Monday’s announcement comes days after the Reserve Bank of India said gross domestic product would contract by 9.5 per cent during the current April to March financial year — the first official acknowledgment of the magnitude of India’s economic crisis.
However, economists reacted coolly to the new measures, concluding they would have only a marginal impact on an economy that contracted by 24 per cent year on year in the April to June quarter.
As Ms Sitharaman announced the economic plan, the Bombay Stock Exchange slipped into negative territory, recovering later to close marginally up.
“It’s pretty underwhelming,” said Shilan Shah, India economist at Capital Economics, which expects India’s economy to contract by 12 per cent this year. “It appears more symbolic rather than anything particularly meaningful.”

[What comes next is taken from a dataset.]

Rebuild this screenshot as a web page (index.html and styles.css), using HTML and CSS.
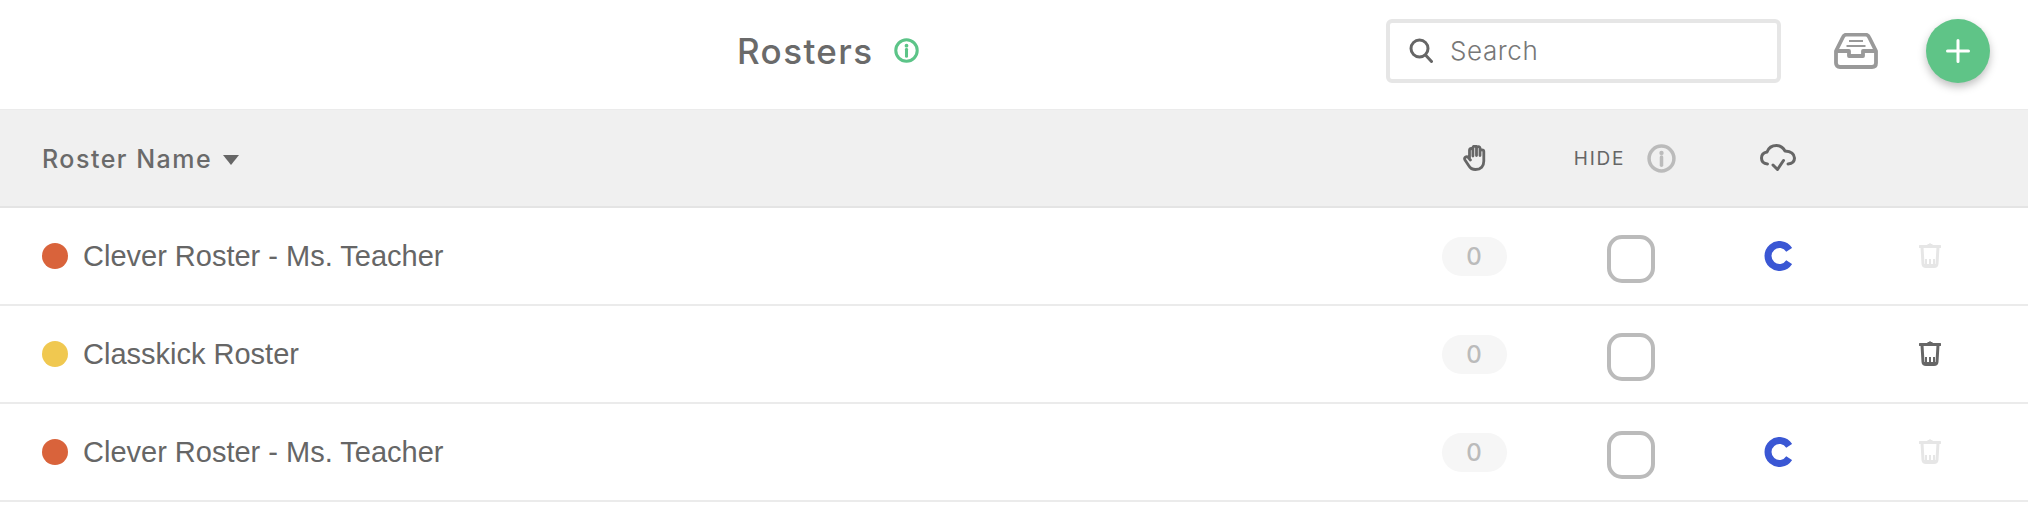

The new measures are expected to provide a direct demand boost of less than 0.4 per cent of GDP, which Mr Shah called “very, very small”.
The Indian government resisted economists’ calls to turn on the fiscal tap to support collapsing growth, fearing such a move would blow out its public finances and encourage international rating agencies to downgrade its debt.
Ms Sitharaman again emphasised New Delhi’s commitment to fiscal prudence on Monday, though India’s combined fiscal deficit is already expected to soar as high as 13 per cent this year as revenues collapse.
“Measures by the government to stimulate demand must not burden the common citizens with future inflation,” she said. “It must not put government debt on an unsustainable path. Today’s solution should not cause tomorrow’s problem.”
New Delhi plans to boost its capital expenditure budget for the year by 6 per cent, with the additional $3.4bn devoted to spending on roads, water supply, urban development and defence infrastructure.
New Delhi will also give a total of $1.6bn in 50-year, interest-free loans to cash-strapped states to use for capital expenditure by March 31, or to pay outstanding bills for already completed work.
New Delhi has also devised a complex scheme to permit central government employees, public sector bank staff, and staff of state-owned enterprises to use money allocated for home leave and other holiday travel to instead purchase consumer goods.
All central government employees will also receive a Rs10,000 ($136) interest-free advance for the upcoming festival season. The funds — which will be given through a pre-paid card — must be spent by March 31, and will be repaid in 10 equal instalments.
Radhika Rao, an economist from DBS Research Group, said New Delhi’s latest initiatives were designed to spur consumption “while also being spending-lite so as not to put an additional burden on the exchequer in the midst of a notable shortfall of tax and disinvestment revenues”.